Abstract :
[en] In the computer vision and machine learning communities, as well as in many
other research domains, rigorous evaluation of any new method, including
classifiers, is essential. One key component of the evaluation process is the
ability to compare and rank methods. However, ranking classifiers and
accurately comparing their performances, especially when taking
application-specific preferences into account, remains challenging. For
instance, commonly used evaluation tools like Receiver Operating Characteristic
(ROC) and Precision/Recall (PR) spaces display performances based on two
scores. Hence, they are inherently limited in their ability to compare
classifiers across a broader range of scores and lack the capability to
establish a clear ranking among classifiers.

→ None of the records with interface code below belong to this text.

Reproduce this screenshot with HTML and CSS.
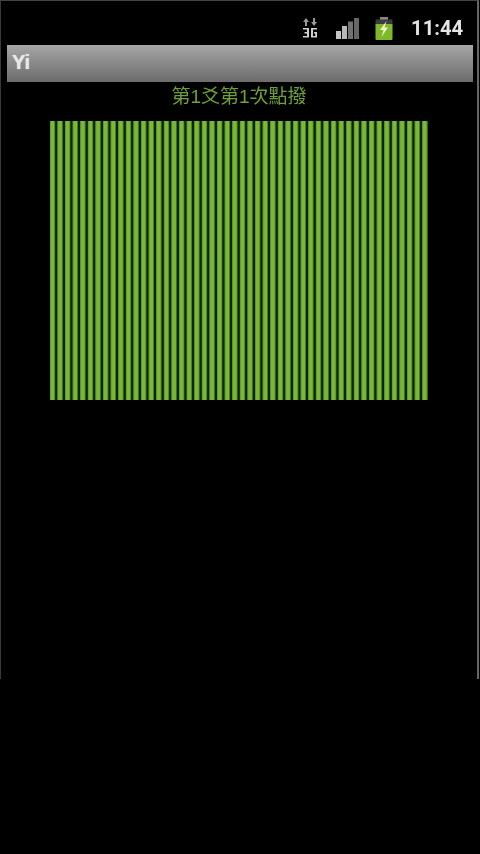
FILE: index.html
```html
<!DOCTYPE html>
<html lang="zh-Hant">
<head>
<meta charset="utf-8">
<title>Yi</title>
<link rel="stylesheet" href="styles.css">
</head>
<body>
<div class="screen">
  <div class="status">
    <svg class="ico-3g" width="16" height="20" viewBox="0 0 16 20">
      <path d="M4 0 L7 4 H5 V8 H3 V4 H1 Z M12 8 L15 4 H13 V0 H11 V4 H9 Z" fill="#9a9a9a"/>
      <path d="M1 10 H7 V19.5 H1 V18 H5 V15.5 H2.5 V14 H5 V11.5 H1 Z M9 10 H15 V11.5 H11 V18 H13.2 V15.5 H12 V14 H15 V19.5 H9 Z" fill="#cfcfcf"/>
    </svg>
    <svg class="ico-signal" width="23" height="21" viewBox="0 0 23 21">
      <rect x="0" y="13" width="5" height="8" fill="#c4c4c4"/>
      <rect x="6" y="8" width="5" height="13" fill="#b8b8b8"/>
      <rect x="12" y="3.5" width="5" height="17.5" fill="#727272"/>
      <rect x="18" y="0" width="5" height="21" fill="#666"/>
    </svg>
    <svg class="ico-batt" width="18" height="23" viewBox="0 0 18 23">
      <rect x="5" y="0" width="8" height="3" fill="#888"/>
      <rect x="0.5" y="2.5" width="17" height="6" fill="#3c3c3c"/>
      <rect x="0.5" y="7" width="17" height="16" rx="1" fill="#7fb92a"/>
      <path d="M11.5 4 L5 13 H8.5 L6.5 20 L13 10.5 H9.5 Z" fill="#f0f4d0"/>
    </svg>
    <span class="clock">11:44</span>
  </div>
  <div class="titlebar">Yi</div>
  <div class="heading">第1爻第1次點撥</div>
  <div class="bars"></div>
</div>
</body>
</html>
```
FILE: styles.css
```css
html, body {
  margin: 0;
  padding: 0;
  background: #000;
}
body {
  width: 480px;
  height: 854px;
  overflow: hidden;
  font-family: "Liberation Sans", "Noto Sans CJK TC", sans-serif;
}
.screen {
  box-sizing: border-box;
  width: 479px;
  height: 679px;
  background: #000;
  border-top: 1px solid #444;
  border-left: 1px solid #3a3a3a;
  border-right: 2px solid #666;
}
.status {
  box-sizing: border-box;
  height: 44px;
  display: flex;
  align-items: center;
  padding-top: 10px;
  padding-left: 301px;
}
.ico-signal { margin-left: 18px; }
.ico-batt { margin-left: 16px; }
.clock {
  margin-left: 18px;
  font: bold 20.3px "Roboto", "Liberation Sans", sans-serif;
  color: #e6e6e6;
  filter: blur(0.4px);
}
.titlebar {
  box-sizing: border-box;
  height: 37px;
  margin-left: 6px;
  width: 466px;
  padding-left: 5px;
  background: linear-gradient(#a6a6a6, #6c6c6c);
  color: #e8e8e8;
  font: bold 20px/35px "Liberation Sans", sans-serif;
  text-shadow: 0 0 1px #ddd;
}
.heading {
  box-sizing: border-box;
  height: 28px;
  width: 476px;
  padding-top: 2px;
  text-align: center;
  color: #6fa236;
  font-size: 19px;
  line-height: 26px;
  filter: blur(0.4px);
}
.bars {
  width: 378px;
  height: 279px;
  margin: 11px 0 0 49px;
  background: repeating-linear-gradient(90deg, #558f28 0, #7cb73a 1.2px, #7cb73a 3.8px, #356e18 5px, #0e2408 5.6px, #0e2408 7px, #558f28 7.6px);
}
```
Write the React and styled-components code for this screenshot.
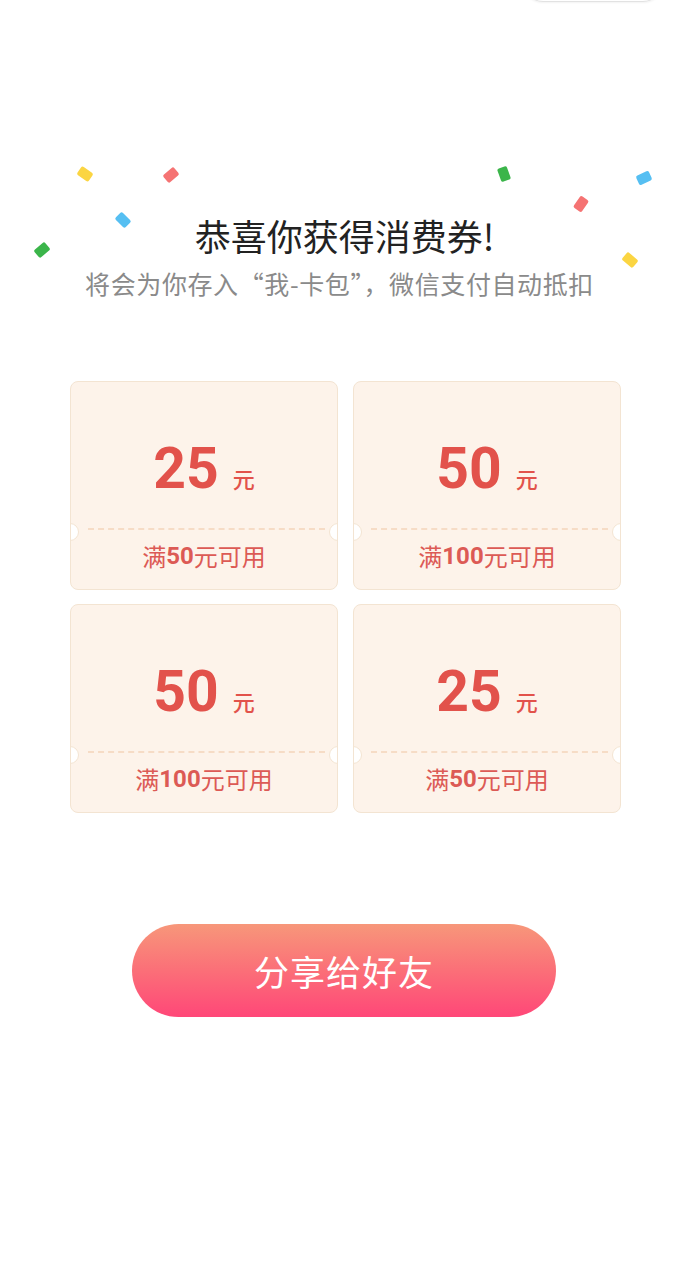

In this paper, we present a novel
versatile tool, named the Tile, that organizes an infinity of ranking scores in
a single 2D map for two-class classifiers, including common evaluation scores
such as the accuracy, the true positive rate, the positive predictive value,
Jaccard's coefficient, and all F-beta scores. Furthermore, we study the
properties of the underlying ranking scores, such as the influence of the
priors or the correspondences with the ROC space, and depict how to
characterize any other score by comparing them to the Tile. Overall, we
demonstrate that the Tile is a powerful tool that effectively captures all the
rankings in a single visualization and allows interpreting them.